● **What is expected**:
Search the data for the word "styles" and copy every line that contains it.

....

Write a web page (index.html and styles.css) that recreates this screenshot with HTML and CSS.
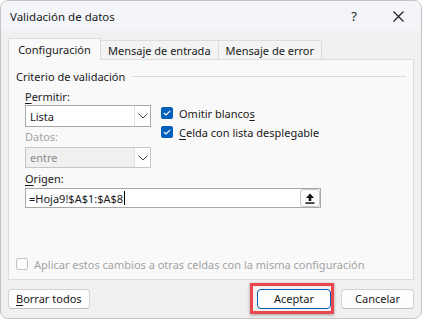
FILE: index.html
```html
<!DOCTYPE html>
<html lang="es">
<head>
<meta charset="UTF-8" />
<title>Validación de datos</title>
<link rel="stylesheet" href="styles.css">
</head>
<body>

  <div class="window">
    <!-- Barra de título -->
    <div class="titlebar">
      <span class="title">Validación de datos</span>
      <span class="help">?</span>
      <span class="close">
        <svg width="11" height="11" viewBox="0 0 11 11"><path d="M0.5 0.5 L10.5 10.5 M10.5 0.5 L0.5 10.5" stroke="#1a1a1a" stroke-width="1.1" fill="none"/></svg>
      </span>
    </div>

    <div class="dialog-body">
      <!-- Pestañas -->
      <div class="tabs">
        <div class="tab active">Configuración</div>
        <div class="tab">Mensaje de entrada</div>
        <div class="tab">Mensaje de error</div>
      </div>

      <div class="panel">
        <div class="group-title"><span>Criterio de validación</span><i></i></div>

        <div class="criteria">
          <div class="col-left">
            <div class="field-label"><u>P</u>ermitir:</div>
            <div class="select">
              <span class="value">Lista</span>
              <span class="arrow"><svg width="10" height="6" viewBox="0 0 10 6"><path d="M0.5 0.5 L5 5 L9.5 0.5" stroke="#444" stroke-width="1" fill="none"/></svg></span>
            </div>
            <div class="field-label disabled">Datos:</div>
            <div class="select disabled">
              <span class="value">entre</span>
              <span class="arrow"><svg width="10" height="6" viewBox="0 0 10 6"><path d="M0.5 0.5 L5 5 L9.5 0.5" stroke="#444" stroke-width="1" fill="none"/></svg></span>
            </div>
          </div>
          <div class="col-right">
            <div class="check">
              <span class="box checked"><svg width="8" height="6" viewBox="0 0 8 6"><path d="M0.8 3 L3 5 L7.2 0.8" stroke="#fff" stroke-width="1.1" fill="none"/></svg></span>
              <span>Omitir blanco<u>s</u></span>
            </div>
            <div class="check">
              <span class="box checked"><svg width="8" height="6" viewBox="0 0 8 6"><path d="M0.8 3 L3 5 L7.2 0.8" stroke="#fff" stroke-width="1.1" fill="none"/></svg></span>
              <span><u>C</u>elda con lista desplegable</span>
            </div>
          </div>
        </div>

        <div class="field-label origin-label"><u>O</u>rigen:</div>
        <div class="text-input">
          <span class="value">=Hoja9!$A$1:$A$8<span class="caret"></span></span>
          <span class="collapse-btn">
            <svg width="10" height="11" viewBox="0 0 10 11"><path d="M5 0.5 L9 5 L6.3 5 L6.3 8 L3.7 8 L3.7 5 L1 5 Z" fill="#111"/><rect x="0.5" y="9.3" width="9" height="1.5" fill="#111"/></svg>
          </span>
        </div>

        <div class="check apply disabled">
          <span class="box"></span>
          <span>Aplicar estos cambios a otras celdas con la misma configuración</span>
        </div>
      </div>

      <!-- Botones -->
      <div class="footer">
        <button class="btn"><u>B</u>orrar todos</button>
        <div class="right-buttons">
          <button class="btn default">Aceptar<span class="highlight"></span></button>
          <button class="btn">Cancelar</button>
        </div>
      </div>
    </div>
  </div>

</body>
</html>
```

FILE: styles.css
```css
:root {
  --texto: #1a1a1a;
  --gris: #a3a3a3;
  --azul: #005fb8;
  --borde: #cfcfcf;
}

* {
  margin: 0;
  padding: 0;
  box-sizing: border-box;
  font-family: 'Noto Sans', sans-serif;
}

body {
  background: #ffffff;
  color: var(--texto);
  font-size: 11px;
}

u {
  text-decoration: underline;
  text-underline-offset: 2px;
}

.window {
  width: 422px;
  height: 319px;
  border: 1px solid #c4c4c4;
  border-radius: 8px;
  overflow: hidden;
  background: #f0f0f0;
  display: flex;
  flex-direction: column;
}

/* Barra de título */
.titlebar {
  height: 30px;
  background: #f3f5f8;
  display: flex;
  align-items: center;
  padding: 0 0 0 9px;
}

.title {
  flex: 1;
  font-size: 11.5px;
}

.help {
  font-size: 13px;
  width: 50px;
  text-align: center;
}

.close {
  width: 42px;
  display: flex;
  justify-content: center;
  padding-right: 4px;
}

.dialog-body {
  flex: 1;
  padding: 7px 7px 0;
  display: flex;
  flex-direction: column;
}

/* Pestañas */
.tabs {
  display: flex;
  align-items: flex-end;
  height: 21px;
  position: relative;
  z-index: 1;
}

.tab {
  height: 19px;
  padding: 0 7px;
  border: 1px solid #dcdcdc;
  border-bottom: none;
  margin-left: -1px;
  background: #f3f3f3;
  display: flex;
  align-items: center;
}

.tab.active {
  height: 22px;
  width: 93px;
  justify-content: center;
  margin-left: 0;
  margin-bottom: -1px;
  background: #f9f9f9;
  padding: 0;
  z-index: 2;
}

.panel {
  height: 221px;
  border: 1px solid #dcdcdc;
  background: #f9f9f9;
  padding: 8px 7px 7px;
  display: flex;
  flex-direction: column;
}

.group-title {
  display: flex;
  align-items: center;
  height: 16px;
  gap: 7px;
}

.group-title i {
  flex: 1;
  border-top: 1px solid #dcdcdc;
}

.criteria {
  display: flex;
  gap: 10px;
  padding-left: 9px;
  margin-top: 5px;
}

.col-left {
  width: 126px;
}

.field-label {
  height: 16px;
  line-height: 16px;
}

.field-label.disabled {
  color: var(--gris);
  margin-top: 2px;
}

.select {
  height: 22px;
  border: 1px solid #a9a9a9;
  background: #fff;
  display: flex;
  align-items: stretch;
}

.select.disabled {
  height: 21px;
  margin-top: 2px;
  border-color: #c6c6c6;
  background: #f0f0f0;
  color: #8a8a8a;
}

.select .value {
  flex: 1;
  padding-left: 4px;
  display: flex;
  align-items: center;
}

.select .arrow {
  width: 16px;
  border-left: 1px solid #e2e2e2;
  background: #fff;
  display: flex;
  align-items: center;
  justify-content: center;
}

.col-right {
  padding-top: 16px;
  display: flex;
  flex-direction: column;
  gap: 3px;
}

.check {
  display: flex;
  align-items: center;
  gap: 6px;
  height: 16px;
}

.box {
  width: 12px;
  height: 12px;
  border-radius: 2px;
  border: 1px solid #8a8a8a;
  background: #fff;
  display: flex;
  align-items: center;
  justify-content: center;
}

.box.checked {
  background: var(--azul);
  border-color: var(--azul);
}

.origin-label {
  margin: 3px 0 1px 9px;
}

.text-input {
  margin-left: 9px;
  width: 296px;
  height: 20px;
  border: 1px solid #a9a9a9;
  background: #fff;
  display: flex;
  align-items: center;
}

.text-input .value {
  flex: 1;
  padding-left: 3px;
  display: flex;
  align-items: center;
}

.caret {
  display: inline-block;
  width: 1px;
  height: 14px;
  background: #000;
  margin-left: 1px;
}

.collapse-btn {
  width: 20px;
  height: 18px;
  border: 1px solid #c8c8c8;
  border-radius: 3px;
  background: #fbfbfb;
  display: flex;
  align-items: center;
  justify-content: center;
}

.check.apply {
  margin-top: auto;
  color: var(--gris);
}

.check.apply .box {
  border-color: #c2c2c2;
  background: #fbfbfb;
}

/* Botones */
.footer {
  flex: 1;
  display: flex;
  align-items: center;
  justify-content: space-between;
  padding-bottom: 1px;
}

.right-buttons {
  display: flex;
  gap: 10px;
}

.btn {
  position: relative;
  height: 20px;
  min-width: 73px;
  padding: 0 7px;
  font-size: 11px;
  color: var(--texto);
  background: #fdfdfd;
  border: 1px solid #d3d3d3;
  border-bottom-color: #bdbdbd;
  border-radius: 4px;
}

.btn.default {
  width: 74px;
  border: 1px solid var(--azul);
}

/* Marca roja alrededor de Aceptar */
.highlight {
  position: absolute;
  left: -8px;
  right: -4px;
  top: -7px;
  bottom: -6px;
  border: 3px solid #e9474d;
  box-shadow: 0 1px 3px rgba(0,0,0,0.35);
}
```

....

● **Finished answer**:
Write a web page (index.html and styles.css) that recreates this screenshot with HTML and CSS.
<link rel="stylesheet" href="styles.css">
FILE: styles.css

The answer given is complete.